Byline: Tokyo
Kiyama, Yoshitaka died more than half a century ago, but he spoke to me directly with the help of Fred Schodt and Peter Goodman.
Kiyama san told me what it was like to be a young Japanese immigrant living in San Francisco from 1904 to 1924. My father and grandfather were there at the same time as Kiyama san, but they never communicated what it felt like to wander the streets of San Francisco after the earthquake of '06 while the city burned, to walk the fair grounds of the Pan Pacific Exhibition, to eat and gamble in Chinatown or to live as an earnest, hard working poor immigrant in the swamp of anti-Japanese hatred generated by San Francisco labor unions, local Progressives of his day and the yellow journalists at the major dailies.
That anti-Japanese hatred still lives, in the hearts of people who deny that they have it and have no sense of where it comes from. Japan bashing still comes from the mouths of people like Democrat former congressman Dick Gephardt. (Gephardt is still a respected spokesman in his party, as is Al Sharpton -- another notorious public bigot.)

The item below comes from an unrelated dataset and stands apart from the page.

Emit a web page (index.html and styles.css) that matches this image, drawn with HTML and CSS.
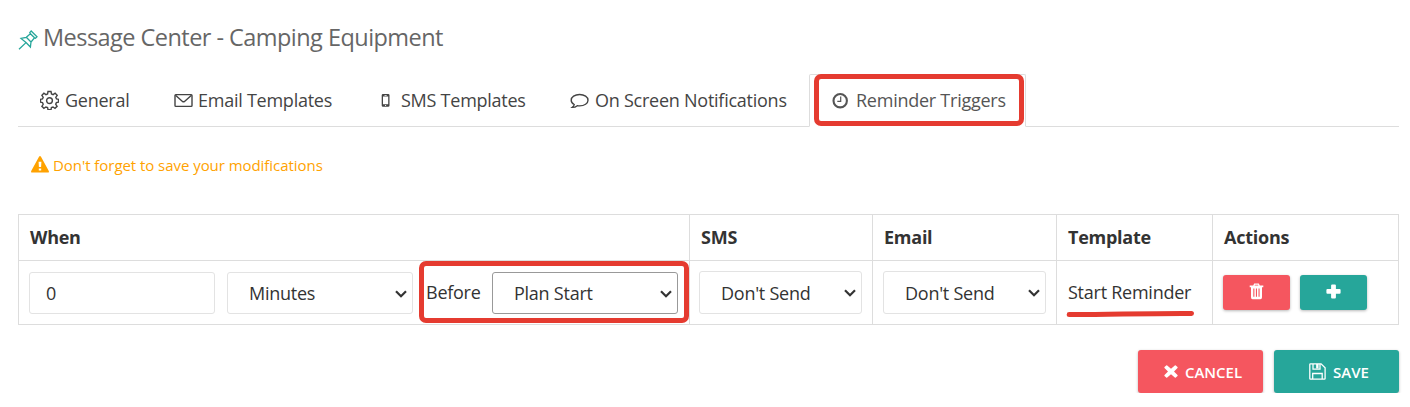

Kiyama san, speaks in slight translation with the brilliant help of translator Fred Schodt in a book of manga: The Four Immigrants Manga, 1999, Stone Bridge Press. Kiyama san speaks candidly, with humor and without rancor. The man who brings these words and images to us is Peter Goodman, publisher of Stone Bridge Press. (Click on the images to enlarge them. Kiyama san is the short man on the left in the drawing.)
Peter Goodman teaches one simple Phillips lesson with the publication of this unknown book and with many other extraordinary books in the Stone Bridge Press back list. The lesson: a good businessman, which Peter certainly is, can make a greater contribution, running his business with genius and wisdom, than all the contributions of all the charitable foundations in the Bay Area can make in a decade.
I spent several years in the 1980s trying to create an American awareness of the roots of the Japanese internment and the enduring history of Japan bashing. I would have succeeded if I had the power, humor and vivid images that Kiyama san put in his private manuscript that he self published in obscurity.